A justificativa apresentada, a de que regras flexíveis poderiam incentivar “impugnações temerárias”, ignora um ponto essencial: o impeachment, assim como a denúncia popular, é um instrumento de controle democrático, e não um mecanismo para afastar ministros a qualquer custo. Transformá-lo em ferramenta inacessível é, no limite, retirar da sociedade a possibilidade de reagir a abusos. Quando só o PGR, cujo cargo depende politicamente do Presidente da República, tem poder para acionar o Senado, cria-se uma blindagem institucional que não serve ao interesse público, mas ao fechamento do sistema de autocontenção entre cúpulas.

Não por acaso, a reação no Congresso foi imediata. Parlamentares de diferentes espectros ideológicos apontaram o risco de permitir que um único ministro altere, sozinho, o funcionamento de um dos pilares da República. O deputado Nikolas Ferreira anunciou uma PEC para restabelecer o direito do cidadão; o Partido Novo fez o mesmo. Senadores como Rogério Marinho e Carlos Viana lembraram o óbvio: não existe poder acima da Constituição. A própria presidência do Senado advertiu que a relação entre os Poderes exige reciprocidade, e que qualquer tentativa de usurpar prerrogativas legislativas será enfrentada.

O gesto de Gilmar Mendes consolida, ainda, um movimento mais amplo: o avanço contínuo do STF sobre competências políticas. Essa tendência, já criticada por juristas no Brasil e no exterior, produz consequências perigosas. Quando o Judiciário expande sua autoridade sem contrapesos, cria-se um desequilíbrio que afeta não apenas o Senado, mas toda a arquitetura institucional. A longo prazo, esse tipo de intervenção enfraquece a legitimidade dos próprios ministros e estimula uma crise de confiança que coloca o país num ciclo de tensão permanente.

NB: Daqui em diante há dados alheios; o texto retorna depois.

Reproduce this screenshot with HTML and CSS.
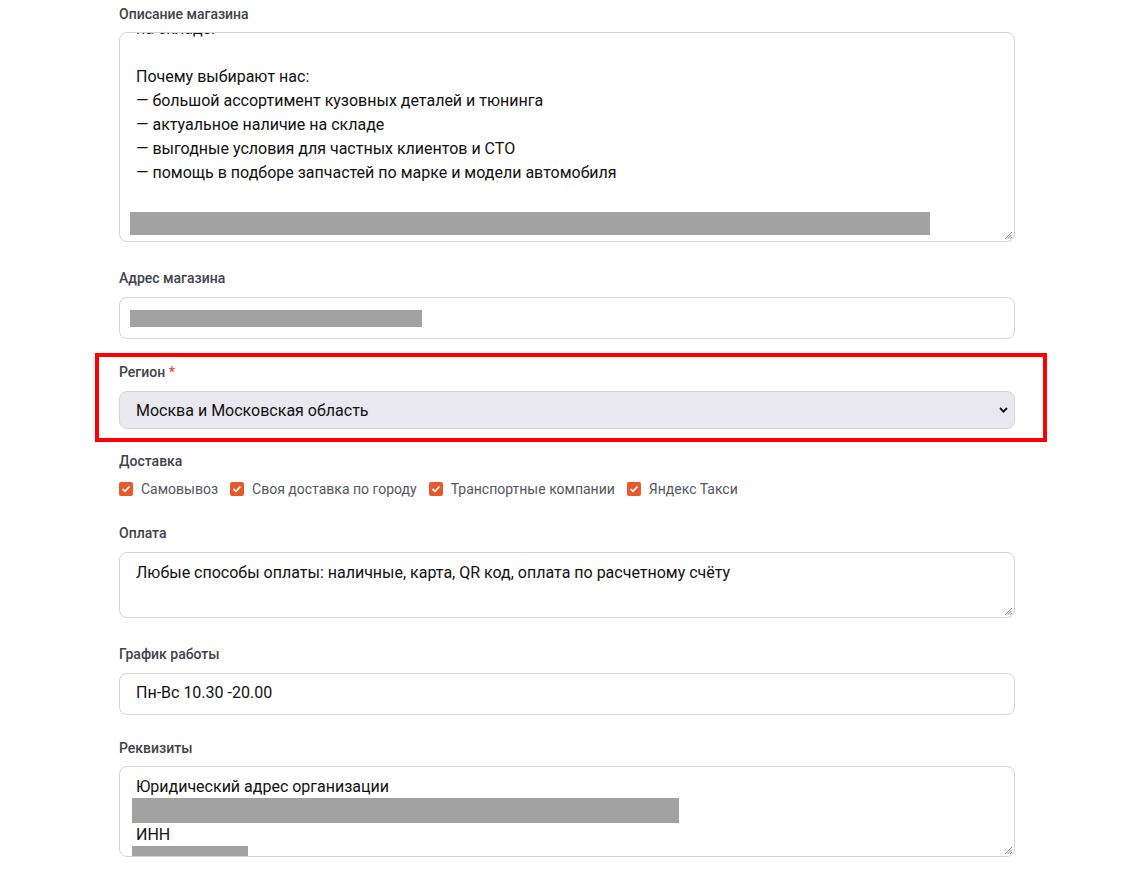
FILE: index.html
```html
<!DOCTYPE html>
<html lang="ru">
<head>
<meta charset="utf-8">
<title>Магазин</title>
<link rel="stylesheet" href="styles.css">
</head>
<body>
<main class="page">
  <div class="group g-desc">
    <div class="label">Описание магазина</div>
    <div class="area area-desc">
      <div class="scroll">
        <div class="line">на складе.</div>
        <div class="line">&nbsp;</div>
        <div class="line">Почему выбирают нас:</div>
        <div class="line">— большой ассортимент кузовных деталей и тюнинга</div>
        <div class="line">— актуальное наличие на складе</div>
        <div class="line">— выгодные условия для частных клиентов и СТО</div>
        <div class="line">— помощь в подборе запчастей по марке и модели автомобиля</div>
        <div class="line">&nbsp;</div>
        <div class="redact redact-desc"></div>
      </div>
      <svg class="grip" width="10" height="10" viewBox="0 0 10 10"><path d="M9 2 L2 9 M9 4.5 L4.5 9 M9 7 L7 9" stroke="#8a8a90" stroke-width="1"/></svg>
    </div>
  </div>

  <div class="group g-addr">
    <div class="label">Адрес магазина</div>
    <div class="input"><div class="redact redact-addr"></div></div>
  </div>

  <div class="highlight">
    <div class="label">Регион <span class="req">*</span></div>
    <div class="select">
      <span>Москва и Московская область</span>
      <svg class="chev" width="9" height="6" viewBox="0 0 9 6"><path d="M1 1 L4.5 4.6 L8 1" fill="none" stroke="#111" stroke-width="1.8"/></svg>
    </div>
  </div>

  <div class="group g-deliv">
    <div class="label">Доставка</div>
    <div class="checks">
      <label class="check"><span class="box"><svg width="10" height="8" viewBox="0 0 10 8"><path d="M1.5 4 L4 6.3 L8.5 1.5" fill="none" stroke="#fff" stroke-width="1.8"/></svg></span>Самовывоз</label>
      <label class="check"><span class="box"><svg width="10" height="8" viewBox="0 0 10 8"><path d="M1.5 4 L4 6.3 L8.5 1.5" fill="none" stroke="#fff" stroke-width="1.8"/></svg></span>Своя доставка по городу</label>
      <label class="check"><span class="box"><svg width="10" height="8" viewBox="0 0 10 8"><path d="M1.5 4 L4 6.3 L8.5 1.5" fill="none" stroke="#fff" stroke-width="1.8"/></svg></span>Транспортные компании</label>
      <label class="check"><span class="box"><svg width="10" height="8" viewBox="0 0 10 8"><path d="M1.5 4 L4 6.3 L8.5 1.5" fill="none" stroke="#fff" stroke-width="1.8"/></svg></span>Яндекс Такси</label>
    </div>
  </div>

  <div class="group g-pay">
    <div class="label">Оплата</div>
    <div class="area area-pay">
      <div class="line">Любые способы оплаты: наличные, карта, QR код, оплата по расчетному счёту</div>
      <svg class="grip" width="10" height="10" viewBox="0 0 10 10"><path d="M9 2 L2 9 M9 4.5 L4.5 9 M9 7 L7 9" stroke="#8a8a90" stroke-width="1"/></svg>
    </div>
  </div>

  <div class="group g-hours">
    <div class="label">График работы</div>
    <div class="input"><div class="line">Пн-Вс 10.30 -20.00</div></div>
  </div>

  <div class="group g-req">
    <div class="label">Реквизиты</div>
    <div class="area area-req">
      <div class="line">Юридический адрес организации</div>
      <div class="redact redact-req1"></div>
      <div class="line">ИНН</div>
      <div class="redact redact-req2"></div>
      <svg class="grip" width="10" height="10" viewBox="0 0 10 10"><path d="M9 2 L2 9 M9 4.5 L4.5 9 M9 7 L7 9" stroke="#8a8a90" stroke-width="1"/></svg>
    </div>
  </div>
</main>
</body>
</html>
```

FILE: styles.css
```css
* { box-sizing: border-box; }
html, body { margin: 0; padding: 0; background: #fff; }
body {
  font-family: Roboto, "Noto Sans", "Liberation Sans", sans-serif;
  color: #111;
  height: 872px;
  overflow: hidden;
}
.page {
  padding: 4px 117px 0 119px;
  display: flex;
  flex-direction: column;
}
.label {
  font-size: 14px;
  line-height: 20px;
  font-weight: 500;
  color: #42424c;
  margin-bottom: 9px;
}
.g-desc .label, .g-req .label, .g-deliv .label { margin-bottom: 8px; }
.req { color: #f0443a; }
.line {
  font-size: 16px;
  line-height: 24px;
  white-space: nowrap;
}
.area, .input, .select {
  border: 1px solid #d3d3da;
  border-radius: 8px;
  background: #fff;
  position: relative;
  overflow: hidden;
}
.area { padding: 8px 16px; }
.area-desc { height: 210px; padding: 0 16px; }
.scroll { margin-top: -16px; }
.area-pay { height: 66px; }
.area-req { height: 91px; }
.input { height: 42px; padding: 7px 16px 9px; }
.redact { background: #a2a2a2; }
.redact-desc { width: 800px; height: 23px; margin: 3px 0 0 -6px; }
.redact-addr { width: 292px; height: 17px; margin: 5px 0 0 -6px; }
.redact-req1 { width: 547px; height: 25px; margin: -1px 0 0 -4px; }
.redact-req2 { width: 116px; height: 20px; margin: -1px 0 0 -4px; }
.grip { position: absolute; right: 1px; bottom: 1px; }

.g-addr { margin-top: 26px; }
.highlight {
  border: 4px solid #ff0000;
  margin: 14px -32px 0 -24px;
  padding: 5px 28px 9px 20px;
}
.select {
  height: 38px;
  background: #e8e8ee;
  display: flex;
  align-items: center;
  justify-content: space-between;
  padding: 0 6px 0 16px;
  font-size: 16px;
}
.chev { display: block; }
.g-deliv { margin-top: 9px; }
.checks {
  display: flex;
  gap: 12px;
  height: 20px;
  align-items: center;
}
.check {
  display: flex;
  align-items: center;
  gap: 8px;
  font-size: 14px;
  color: #56565e;
}
.box {
  width: 14px;
  height: 14px;
  border-radius: 2px;
  background: #e9582a;
  display: flex;
  align-items: center;
  justify-content: center;
}
.box svg { display: block; }
.g-pay { margin-top: 24px; }
.g-hours { margin-top: 26px; }
.g-req { margin-top: 23px; }
```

Em vez de reduzir conflitos, a liminar os alimenta. Em vez de proteger a democracia, ela limita a participação popular. Em vez de garantir harmonia entre os Poderes, reforça a impressão de que existe um grupo imune à fiscalização, um poder que se autodefine e se autoprotege, alheio à Constituição que deveria respeitar.

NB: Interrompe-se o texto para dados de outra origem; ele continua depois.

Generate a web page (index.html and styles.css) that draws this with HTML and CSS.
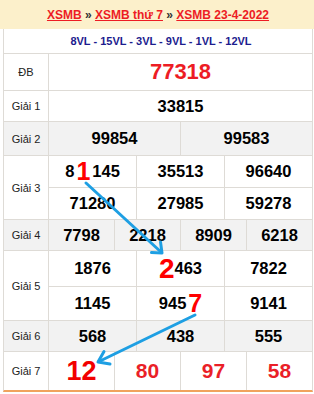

A democracia não se desgasta apenas com rupturas abruptas. Ela se corrói de forma silenciosa, ato a ato, decisão a decisão, quando mecanismos de controle vão sendo removidos e o debate público é substituído por canetadas solitárias. Por isso, independentemente do julgamento final do STF, é fundamental que o Parlamento e a sociedade permaneçam vigilantes. O Brasil não pode naturalizar movimentos que concentram poder e diminuem a capacidade de questionamento, especialmente quando vêm de quem deveria ser o primeiro a zelar pelo equilíbrio institucional.

O episódio é grave. E seu impacto vai muito além de uma disputa momentânea: ele redefine, na prática, quem pode controlar quem. E esse é um risco que o país não pode ignorar.